Given information
=-=-=-=-=

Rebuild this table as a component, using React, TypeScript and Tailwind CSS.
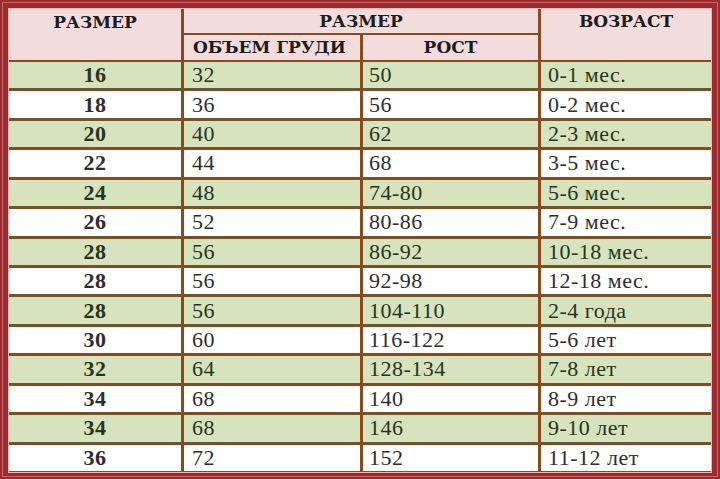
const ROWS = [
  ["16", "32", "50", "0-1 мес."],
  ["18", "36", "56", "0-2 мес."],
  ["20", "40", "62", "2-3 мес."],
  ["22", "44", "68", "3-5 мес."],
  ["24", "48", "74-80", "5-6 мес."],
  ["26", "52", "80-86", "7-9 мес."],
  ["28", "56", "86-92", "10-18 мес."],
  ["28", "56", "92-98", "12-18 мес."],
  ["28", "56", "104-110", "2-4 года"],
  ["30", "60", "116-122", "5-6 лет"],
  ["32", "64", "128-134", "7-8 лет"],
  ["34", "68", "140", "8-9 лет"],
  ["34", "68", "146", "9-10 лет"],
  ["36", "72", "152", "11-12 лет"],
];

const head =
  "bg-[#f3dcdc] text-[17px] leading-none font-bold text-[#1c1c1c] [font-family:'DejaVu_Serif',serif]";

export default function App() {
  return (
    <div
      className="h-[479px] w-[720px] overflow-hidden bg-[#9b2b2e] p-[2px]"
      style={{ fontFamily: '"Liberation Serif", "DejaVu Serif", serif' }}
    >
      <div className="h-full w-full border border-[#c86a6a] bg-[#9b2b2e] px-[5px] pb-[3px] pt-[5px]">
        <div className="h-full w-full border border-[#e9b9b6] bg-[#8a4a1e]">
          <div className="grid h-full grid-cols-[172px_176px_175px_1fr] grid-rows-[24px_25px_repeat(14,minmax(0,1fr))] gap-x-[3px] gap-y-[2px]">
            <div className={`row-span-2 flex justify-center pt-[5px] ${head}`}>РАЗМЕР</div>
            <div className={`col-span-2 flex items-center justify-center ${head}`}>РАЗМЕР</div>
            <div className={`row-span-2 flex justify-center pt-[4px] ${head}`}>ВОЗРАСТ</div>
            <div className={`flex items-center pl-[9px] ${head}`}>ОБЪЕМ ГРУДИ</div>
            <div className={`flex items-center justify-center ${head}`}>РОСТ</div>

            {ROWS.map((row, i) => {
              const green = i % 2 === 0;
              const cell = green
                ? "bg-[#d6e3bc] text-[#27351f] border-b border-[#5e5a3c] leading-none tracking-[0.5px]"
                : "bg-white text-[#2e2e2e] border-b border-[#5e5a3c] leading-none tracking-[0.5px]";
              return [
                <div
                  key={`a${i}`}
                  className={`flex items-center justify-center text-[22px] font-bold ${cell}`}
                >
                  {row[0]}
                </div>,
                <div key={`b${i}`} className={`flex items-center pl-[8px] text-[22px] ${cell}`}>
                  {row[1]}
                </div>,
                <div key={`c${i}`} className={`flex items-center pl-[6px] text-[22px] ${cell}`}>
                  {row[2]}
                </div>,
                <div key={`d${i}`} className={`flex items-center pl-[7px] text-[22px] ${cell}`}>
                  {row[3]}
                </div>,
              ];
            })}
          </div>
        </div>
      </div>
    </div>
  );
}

=-=-=-=-=

Exercise aim
Reproduce the material in its entirety and word for word, without the pictures.

The output
Rebuild this table as a component, using React, TypeScript and Tailwind CSS.
const ROWS = [
  ["16", "32", "50", "0-1 мес."],
  ["18", "36", "56", "0-2 мес."],
  ["20", "40", "62", "2-3 мес."],
  ["22", "44", "68", "3-5 мес."],
  ["24", "48", "74-80", "5-6 мес."],
  ["26", "52", "80-86", "7-9 мес."],
  ["28", "56", "86-92", "10-18 мес."],
  ["28", "56", "92-98", "12-18 мес."],
  ["28", "56", "104-110", "2-4 года"],
  ["30", "60", "116-122", "5-6 лет"],
  ["32", "64", "128-134", "7-8 лет"],
  ["34", "68", "140", "8-9 лет"],
  ["34", "68", "146", "9-10 лет"],
  ["36", "72", "152", "11-12 лет"],
];

const head =
  "bg-[#f3dcdc] text-[17px] leading-none font-bold text-[#1c1c1c] [font-family:'DejaVu_Serif',serif]";

export default function App() {
  return (
    <div
      className="h-[479px] w-[720px] overflow-hidden bg-[#9b2b2e] p-[2px]"
      style={{ fontFamily: '"Liberation Serif", "DejaVu Serif", serif' }}
    >
      <div className="h-full w-full border border-[#c86a6a] bg-[#9b2b2e] px-[5px] pb-[3px] pt-[5px]">
        <div className="h-full w-full border border-[#e9b9b6] bg-[#8a4a1e]">
          <div className="grid h-full grid-cols-[172px_176px_175px_1fr] grid-rows-[24px_25px_repeat(14,minmax(0,1fr))] gap-x-[3px] gap-y-[2px]">
            <div className={`row-span-2 flex justify-center pt-[5px] ${head}`}>РАЗМЕР</div>
            <div className={`col-span-2 flex items-center justify-center ${head}`}>РАЗМЕР</div>
            <div className={`row-span-2 flex justify-center pt-[4px] ${head}`}>ВОЗРАСТ</div>
            <div className={`flex items-center pl-[9px] ${head}`}>ОБЪЕМ ГРУДИ</div>
            <div className={`flex items-center justify-center ${head}`}>РОСТ</div>

            {ROWS.map((row, i) => {
              const green = i % 2 === 0;
              const cell = green
                ? "bg-[#d6e3bc] text-[#27351f] border-b border-[#5e5a3c] leading-none tracking-[0.5px]"
                : "bg-white text-[#2e2e2e] border-b border-[#5e5a3c] leading-none tracking-[0.5px]";
              return [
                <div
                  key={`a${i}`}
                  className={`flex items-center justify-center text-[22px] font-bold ${cell}`}
                >
                  {row[0]}
                </div>,
                <div key={`b${i}`} className={`flex items-center pl-[8px] text-[22px] ${cell}`}>
                  {row[1]}
                </div>,
                <div key={`c${i}`} className={`flex items-center pl-[6px] text-[22px] ${cell}`}>
                  {row[2]}
                </div>,
                <div key={`d${i}`} className={`flex items-center pl-[7px] text-[22px] ${cell}`}>
                  {row[3]}
                </div>,
              ];
            })}
          </div>
        </div>
      </div>
    </div>
  );
}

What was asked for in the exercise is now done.